What is being asked » Retype exactly what runs from the first line of the data to the line with "string; b: string;", keeping both of those lines and skipping pictures.

Rows from a dataset of pages and code »
--

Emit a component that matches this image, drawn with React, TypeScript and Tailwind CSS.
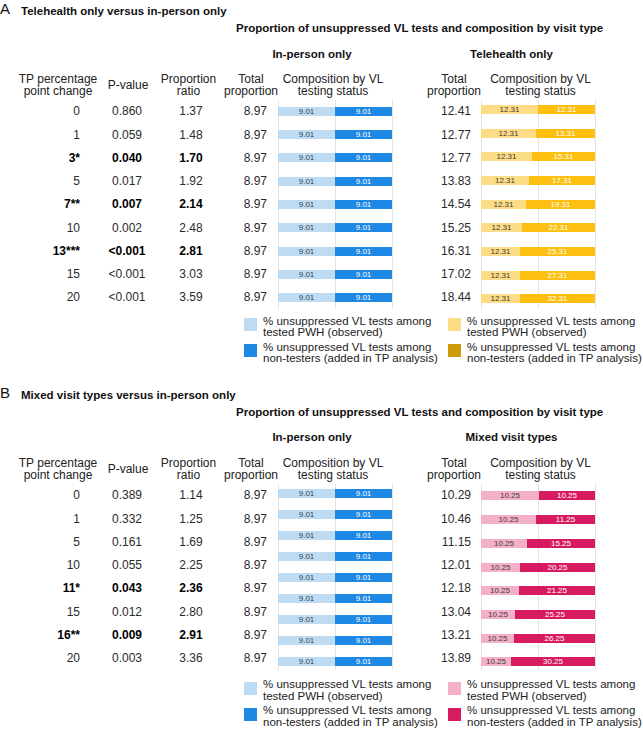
import React from 'react';

type Row = { tp: string; p: string; ratio: string; right: string; bold?: boolean };
type Bar = { a: string; b: string; w: number };

type PanelProps = {
  letter: string;
  title: string;
  rightTitle: string;
  rows: Row[];
  bodyH: string;
  blueCount: number;
  bluePad: string;
  bars: Bar[];
  barPad: string;
  lightCls: string;
  darkCls: string;
  legendLightCls: string;
  legendDarkCls: string;
  legendMt: string;
};

const gridBg =
  'bg-[repeating-linear-gradient(to_right,#e4e4e4_0px,#e4e4e4_1px,transparent_1px,transparent_57px)]';

function Head({ lines, className = '' }: { lines: string[]; className?: string }) {
  return (
    <div className={`flex h-[25px] flex-col justify-center whitespace-nowrap text-center text-[#222] ${className}`}>
      {lines.map((l) => (
        <div key={l}>{l}</div>
      ))}
    </div>
  );
}

function StackBar({ bar, lightCls, darkCls }: { bar: Bar; lightCls: string; darkCls: string }) {
  return (
    <div className="flex h-[9px] w-[114px] text-[8px] leading-[9px]">
      <div className={`${lightCls} text-center text-[#3d3d3d]`} style={{ width: bar.w }}>
        {bar.a}
      </div>
      <div className={`${darkCls} flex-1 text-center text-white`}>{bar.b}</div>
    </div>
  );
}

function LegendItem({ swatch, lines }: { swatch: string; lines: string[] }) {
  return (
    <div className="flex gap-[6px]">
      <div className={`mt-[2.5px] h-[13px] w-[13px] shrink-0 ${swatch}`} />
      <div className="whitespace-nowrap">
        {lines.map((l) => (
          <div key={l}>{l}</div>
        ))}
      </div>
    </div>
  );
}

function Panel(p: PanelProps) {
  const blueBar: Bar = { a: '9.01', b: '9.01', w: 57 };
  const cell = 'flex h-[23.25px] items-center';
  const strong = (b?: boolean) => (b ? 'font-bold text-black' : '');

  return (
    <section className="flex flex-col text-[#111]">
      <div className="flex h-[18px]">
        <div className="w-[21px] pt-[1px] text-[15px] leading-[15px]">{p.letter}</div>
        <h2 className="pt-[4px] text-[11.5px] font-bold leading-[14px]">{p.title}</h2>
      </div>
      <h3 className="mt-[3px] whitespace-nowrap pl-[236px] text-[11.5px] font-bold leading-[14px]">
        Proportion of unsuppressed VL tests and composition by visit type
      </h3>
      <div className="mt-[11.5px] flex pl-[224px] text-[11.5px] font-bold leading-[14px]">
        <div className="w-[169px] pl-[7px] text-center">In-person only</div>
        <div className="w-[34px]" />
        <div className="w-[169px] text-center">{p.rightTitle}</div>
      </div>

      <div className="mt-[12.4px] flex text-[12px] leading-[12.5px] text-[#2b2b2b]">
        <div className="w-[100px]">
          <Head lines={['TP percentage', 'point change']} className="pl-[16px]" />
          <div className="mt-[2px] flex flex-col">
            {p.rows.map((r, i) => (
              <div key={i} className={`${cell} justify-end pr-[20px] ${strong(r.bold)}`}>
                {r.tp}
              </div>
            ))}
          </div>
        </div>

        <div className="w-[56px]">
          <Head lines={['P-value']} />
          <div className="mt-[2px] flex flex-col">
            {p.rows.map((r, i) => (
              <div key={i} className={`${cell} justify-center pr-[2px] ${strong(r.bold)}`}>
                {r.p}
              </div>
            ))}
          </div>
        </div>

        <div className="w-[68px]">
          <Head lines={['Proportion', 'ratio']} className="pr-[3px]" />
          <div className="mt-[2px] flex flex-col">
            {p.rows.map((r, i) => (
              <div key={i} className={`${cell} justify-center pl-[2px] ${strong(r.bold)}`}>
                {r.ratio}
              </div>
            ))}
          </div>
        </div>

        <div className="w-[54px]">
          <Head lines={['Total', 'proportion']} />
          <div className="mt-[2px] flex flex-col">
            {p.rows.map((_, i) => (
              <div key={i} className={`${cell} justify-end pr-[11px]`}>
                8.97
              </div>
            ))}
          </div>
        </div>

        <div className="w-[115px]">
          <Head lines={['Composition by VL', 'testing status']} className="pr-[5px]" />
          <div className={`mt-[2px] flex ${p.bodyH} flex-col justify-between ${p.bluePad} ${gridBg}`}>
            {Array.from({ length: p.blueCount }).map((_, i) => (
              <StackBar key={i} bar={blueBar} lightCls="bg-[#bddcf4]" darkCls="bg-[#1e88e5]" />
            ))}
          </div>
        </div>

        <div className="w-[34px]" />

        <div className="w-[54px]">
          <Head lines={['Total', 'proportion']} />
          <div className="mt-[2px] flex flex-col">
            {p.rows.map((r, i) => (
              <div key={i} className={`${cell} justify-end pr-[10px]`}>
                {r.right}
              </div>
            ))}
          </div>
        </div>

        <div className="w-[115px]">
          <Head lines={['Composition by VL', 'testing status']} className="pl-[4px]" />
          <div className={`mt-[2px] flex ${p.bodyH} flex-col justify-between ${p.barPad} ${gridBg}`}>
            {p.bars.map((b, i) => (
              <StackBar key={i} bar={b} lightCls={p.lightCls} darkCls={p.darkCls} />
            ))}
          </div>
        </div>
      </div>

      <div className={`${p.legendMt} flex pl-[244px] text-[11.5px] leading-[11.5px] text-[#222]`}>
        <div className="flex w-[204px] flex-col gap-[3px]">
          <LegendItem swatch="bg-[#bddcf4]" lines={['% unsuppressed VL tests among', 'tested PWH (observed)']} />
          <LegendItem
            swatch="bg-[#1e88e5]"
            lines={['% unsuppressed VL tests among', 'non-testers (added in TP analysis)']}
          />
        </div>
        <div className="flex flex-col gap-[3px]">
          <LegendItem swatch={p.legendLightCls} lines={['% unsuppressed VL tests among', 'tested PWH (observed)']} />
          <LegendItem
            swatch={p.legendDarkCls}
            lines={['% unsuppressed VL tests among', 'non-testers (added in TP analysis)']}
          />
        </div>
      </div>
    </section>
  );
}

const rowsA: Row[] = [
  { tp: '0', p: '0.860', ratio: '1.37', right: '12.41' },
  { tp: '1', p: '0.059', ratio: '1.48', right: '12.77' },
  { tp: '3*', p: '0.040', ratio: '1.70', right: '12.77', bold: true },
  { tp: '5', p: '0.017', ratio: '1.92', right: '13.83' },
  { tp: '7**', p: '0.007', ratio: '2.14', right: '14.54', bold: true },
  { tp: '10', p: '0.002', ratio: '2.48', right: '15.25' },
  { tp: '13***', p: '<0.001', ratio: '2.81', right: '16.31', bold: true },
  { tp: '15', p: '<0.001', ratio: '3.03', right: '17.02' },
  { tp: '20', p: '<0.001', ratio: '3.59', right: '18.44' },
];

const barsA: Bar[] = [
  { a: '12.31', b: '12.31', w: 57 },
  { a: '12.31', b: '13.31', w: 55 },
  { a: '12.31', b: '15.31', w: 51 },
  { a: '12.31', b: '17.31', w: 48 },
  { a: '12.31', b: '19.31', w: 45 },
  { a: '12.31', b: '22.31', w: 41 },
  { a: '12.31', b: '25.31', w: 39 },
  { a: '12.31', b: '27.31', w: 39 },
  { a: '12.31', b: '32.31', w: 39 },
];

const rowsB: Row[] = [
  { tp: '0', p: '0.389', ratio: '1.14', right: '10.29' },
  { tp: '1', p: '0.332', ratio: '1.25', right: '10.46' },
  { tp: '5', p: '0.161', ratio: '1.69', right: '11.15' },
  { tp: '10', p: '0.055', ratio: '2.25', right: '12.01' },
  { tp: '11*', p: '0.043', ratio: '2.36', right: '12.18', bold: true },
  { tp: '15', p: '0.012', ratio: '2.80', right: '13.04' },
  { tp: '16**', p: '0.009', ratio: '2.91', right: '13.21', bold: true },
  { tp: '20', p: '0.003', ratio: '3.36', right: '13.89' },
];

const barsB: Bar[] = [
  { a: '10.25', b: '10.25', w: 58 },
  { a: '10.25', b: '11.25', w: 55 },
  { a: '10.25', b: '15.25', w: 46 },
  { a: '10.25', b: '20.25', w: 39 },
  { a: '10.25', b: '21.25', w: 38 },
  { a: '10.25', b: '25.25', w: 34 },
  { a: '10.25', b: '26.25', w: 33 },
  { a: '10.25', b: '30.25', w: 30 },
];

export default function App() {
  return (
    <div className="h-[731px] w-[643px] overflow-hidden bg-white font-['Liberation_Sans',Arial,sans-serif]">
      <Panel
        letter="A"
        title="Telehealth only versus in-person only"
        rightTitle="Telehealth only"
        rows={rowsA}
        bodyH="h-[209.25px]"
        blueCount={9}
        bluePad="pt-[7px] pb-[7px]"
        bars={barsA}
        barPad="pt-[5.3px] pb-[5.8px]"
        lightCls="bg-[#fddc86]"
        darkCls="bg-[#fdbf10]"
        legendLightCls="bg-[#fddc86]"
        legendDarkCls="bg-[#cf9a05]"
        legendMt="mt-[6.5px]"
      />
      <div className="h-[19.35px]" />
      <Panel
        letter="B"
        title="Mixed visit types versus in-person only"
        rightTitle="Mixed visit types"
        rows={rowsB}
        bodyH="h-[186px]"
        blueCount={9}
        bluePad="pt-[5px] pb-[3.7px]"
        bars={barsB}
        barPad="pt-[7.6px] pb-[3.4px]"
        lightCls="bg-[#f4afc9]"
        darkCls="bg-[#d81b60]"
        legendLightCls="bg-[#f4afc9]"
        legendDarkCls="bg-[#d81b60]"
        legendMt="mt-[9.5px]"
      />
    </div>
  );
}
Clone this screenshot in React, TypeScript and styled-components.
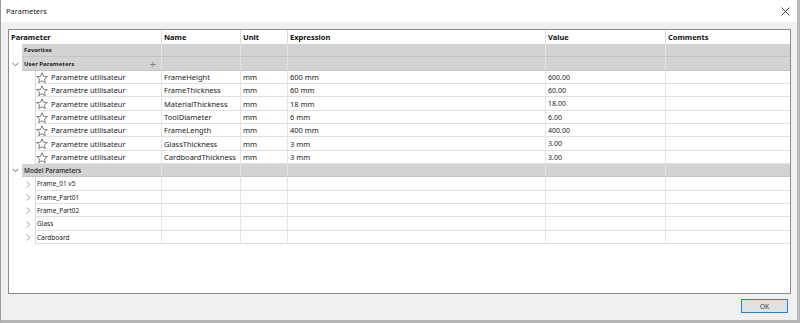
import React from 'react';
import styled, { createGlobalStyle } from 'styled-components';

const GlobalStyle = createGlobalStyle`
  html, body {
    margin: 0;
    padding: 0;
    background: #ffffff;
  }
  body {
    font-family: 'Noto Sans', 'DejaVu Sans', sans-serif;
    color: #1b1b1b;
    -webkit-font-smoothing: antialiased;
  }
`;

const COLS = '79px 47px 258px 120px 1fr';

// rows are 13.33px apart in the original, so alternate 13/14
const rowHeight = (k: number) => Math.round(((k + 1) * 40) / 3) - Math.round((k * 40) / 3);

const Window = styled.div`
  width: 800px;
  height: 323px;
  box-sizing: border-box;
  display: flex;
  flex-direction: column;
  background: #f0f0f0;
  border-left: 1px solid #9a9a9a;
  border-right: 3px solid #b8b8b8;
  border-bottom: 3px solid #b4b4b4;
`;

const TitleBar = styled.div`
  height: 22px;
  flex-shrink: 0;
  display: flex;
  align-items: center;
  justify-content: space-between;
  background: #ffffff;
  padding: 0 7px 0 5px;
  font-size: 7.5px;
  color: #222;
`;

const Body = styled.div`
  flex: 1;
  display: flex;
  flex-direction: column;
  padding: 7px 6px 0 7px;
`;

const TableBox = styled.div`
  height: 265px;
  box-sizing: border-box;
  border: 1px solid #8c8c8c;
  background: #ffffff;
  overflow: hidden;
  opacity: 0.999;
`;

const Row = styled.div<{ indent: number; h: number }>`
  display: grid;
  grid-template-columns: ${({ indent }) => `${indent}px ${152 - indent}px`} ${COLS};
  height: ${({ h }) => h}px;
  box-sizing: border-box;
`;

const HeadCell = styled.div<{ wide?: boolean }>`
  grid-column: ${({ wide }) => (wide ? 'span 2' : 'span 1')};
  display: flex;
  align-items: center;
  padding-left: 2px;
  font-size: 7.5px;
  font-weight: 700;
  color: #111;
  border-left: ${({ wide }) => (wide ? 'none' : '1px solid #dcdcdc')};
`;

const Lead = styled.div<{ end?: boolean }>`
  display: flex;
  align-items: center;
  justify-content: ${({ end }) => (end ? 'flex-end' : 'center')};
  padding-right: ${({ end }) => (end ? '4px' : '0')};
  background: #ffffff;
`;

const GroupCell = styled.div<{ first?: boolean }>`
  display: flex;
  align-items: center;
  justify-content: space-between;
  background: #d3d3d3;
  border-bottom: 1px solid #c4c4c4;
  border-left: ${({ first }) => (first ? 'none' : '1px solid #e2e2e2')};
  padding: 0 5px 0 2px;
  color: #222;
`;

const GroupLabel = styled.span<{ bold?: boolean }>`
  font-weight: ${({ bold }) => (bold ? 700 : 500)};
  font-size: ${({ bold }) => (bold ? '6px' : '6.5px')};
  color: #222;
`;

const Cell = styled.div<{ first?: boolean; muted?: boolean }>`
  display: flex;
  align-items: center;
  gap: 3px;
  font-size: ${({ muted }) => (muted ? '6.5px' : '7.5px')};
  color: #1b1b1b;
  white-space: nowrap;
  border-bottom: 1px solid #e0e0e0;
  border-left: 1px solid ${({ first }) => (first ? '#d8d8d8' : '#e6e6e6')};
  padding-left: ${({ first, muted }) => (muted ? '1px' : first ? '0' : '2px')};
`;

const ValueText = styled.span`
  font-size: 7px;
  color: #1b1b1b;
`;

const Footer = styled.div`
  flex: 1;
  display: flex;
  align-items: center;
  justify-content: flex-end;
  padding: 0 3px 2px 0;
`;

const OkButton = styled.button`
  width: 47px;
  height: 14px;
  box-sizing: border-box;
  border: 1px solid #2a7fd0;
  background: #e1e1e1;
  font-family: inherit;
  font-size: 6.5px;
  color: #333;
  padding: 0;
  box-shadow: inset 0 0 0 1px #e1e1e1;
`;

const PlusSign = styled.span`
  font-size: 11px;
  color: #808080;
  line-height: 1;
  font-weight: 400;
`;

const Star = () => (
  <svg width="12" height="11" viewBox="0 0 24 22" fill="none" stroke="#5a5a5a" strokeWidth="1.6" strokeLinejoin="round">
    <polygon points="12,1.5 15,8.6 22.6,9.2 16.8,14.2 18.6,21.4 12,17.5 5.4,21.4 7.2,14.2 1.4,9.2 9,8.6" />
  </svg>
);

const ChevronDown = () => (
  <svg width="7" height="5" viewBox="0 0 7 5" fill="none" stroke="#6a6a6a" strokeWidth="1">
    <polyline points="0.5,0.8 3.5,3.8 6.5,0.8" />
  </svg>
);

const ChevronRight = () => (
  <svg width="5" height="7" viewBox="0 0 5 7" fill="none" stroke="#9a9a9a" strokeWidth="1">
    <polyline points="0.8,0.5 3.8,3.5 0.8,6.5" />
  </svg>
);

const Close = () => (
  <svg width="9" height="9" viewBox="0 0 9 9" stroke="#333" strokeWidth="0.9">
    <line x1="0.5" y1="0.5" x2="8.5" y2="8.5" />
    <line x1="8.5" y1="0.5" x2="0.5" y2="8.5" />
  </svg>
);

const userParams = [
  ['FrameHeight', '600 mm', '600.00'],
  ['FrameThickness', '60 mm', '60.00'],
  ['MaterialThickness', '18 mm', '18.00'],
  ['ToolDiameter', '6 mm', '6.00'],
  ['FrameLength', '400 mm', '400.00'],
  ['GlassThickness', '3 mm', '3.00'],
  ['CardboardThickness', '3 mm', '3.00'],
];

const models = ['Frame_01 v5', 'Frame_Part01', 'Frame_Part02', 'Glass', 'Cardboard'];

const GroupRow = ({
  label,
  bold,
  chevron,
  plus,
  k,
}: {
  label: string;
  bold?: boolean;
  chevron?: boolean;
  plus?: boolean;
  k: number;
}) => (
  <Row indent={13} h={rowHeight(k)}>
    <Lead>{chevron && <ChevronDown />}</Lead>
    <GroupCell first>
      <GroupLabel bold={bold}>{label}</GroupLabel>
      {plus && <PlusSign>+</PlusSign>}
    </GroupCell>
    {[0, 1, 2, 3, 4].map((i) => (
      <GroupCell key={i} />
    ))}
  </Row>
);

export default function App() {
  const modelStart = 2 + userParams.length;
  return (
    <>
      <GlobalStyle />
      <Window>
        <TitleBar>
          <span>Parameters</span>
          <Close />
        </TitleBar>
        <Body>
          <TableBox>
            <Row indent={0} h={14}>
              <HeadCell wide>Parameter</HeadCell>
              <HeadCell>Name</HeadCell>
              <HeadCell>Unit</HeadCell>
              <HeadCell>Expression</HeadCell>
              <HeadCell>Value</HeadCell>
              <HeadCell>Comments</HeadCell>
            </Row>
            <GroupRow label="Favorites" bold k={0} />
            <GroupRow label="User Parameters" bold chevron plus k={1} />
            {userParams.map(([name, expr, value], i) => (
              <Row indent={26} h={rowHeight(2 + i)} key={name}>
                <Lead />
                <Cell first>
                  <Star />
                  Paramètre utilisateur
                </Cell>
                <Cell>{name}</Cell>
                <Cell>mm</Cell>
                <Cell>{expr}</Cell>
                <Cell>
                  <ValueText>{value}</ValueText>
                </Cell>
                <Cell />
              </Row>
            ))}
            <GroupRow label="Model Parameters" chevron k={modelStart} />
            {models.map((m, i) => (
              <Row indent={26} h={rowHeight(modelStart + 1 + i)} key={m}>
                <Lead end>
                  <ChevronRight />
                </Lead>
                <Cell first muted>
                  {m}
                </Cell>
                <Cell />
                <Cell />
                <Cell />
                <Cell />
                <Cell />
              </Row>
            ))}
          </TableBox>
          <Footer>
            <OkButton>OK</OkButton>
          </Footer>
        </Body>
      </Window>
    </>
  );
}
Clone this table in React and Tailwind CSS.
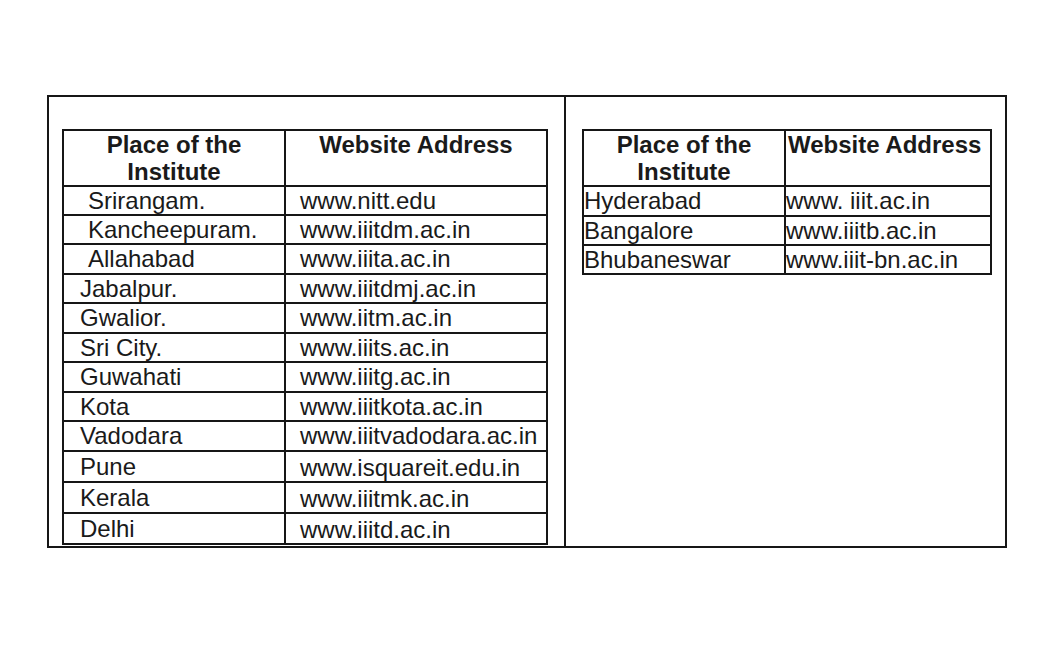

--

Response to this task »
Emit a component that matches this image, drawn with React, TypeScript and Tailwind CSS.
import React from 'react';

type Row = { tp: string; p: string; ratio: string; right: string; bold?: boolean };
type Bar = { a: string; b: string; w: number };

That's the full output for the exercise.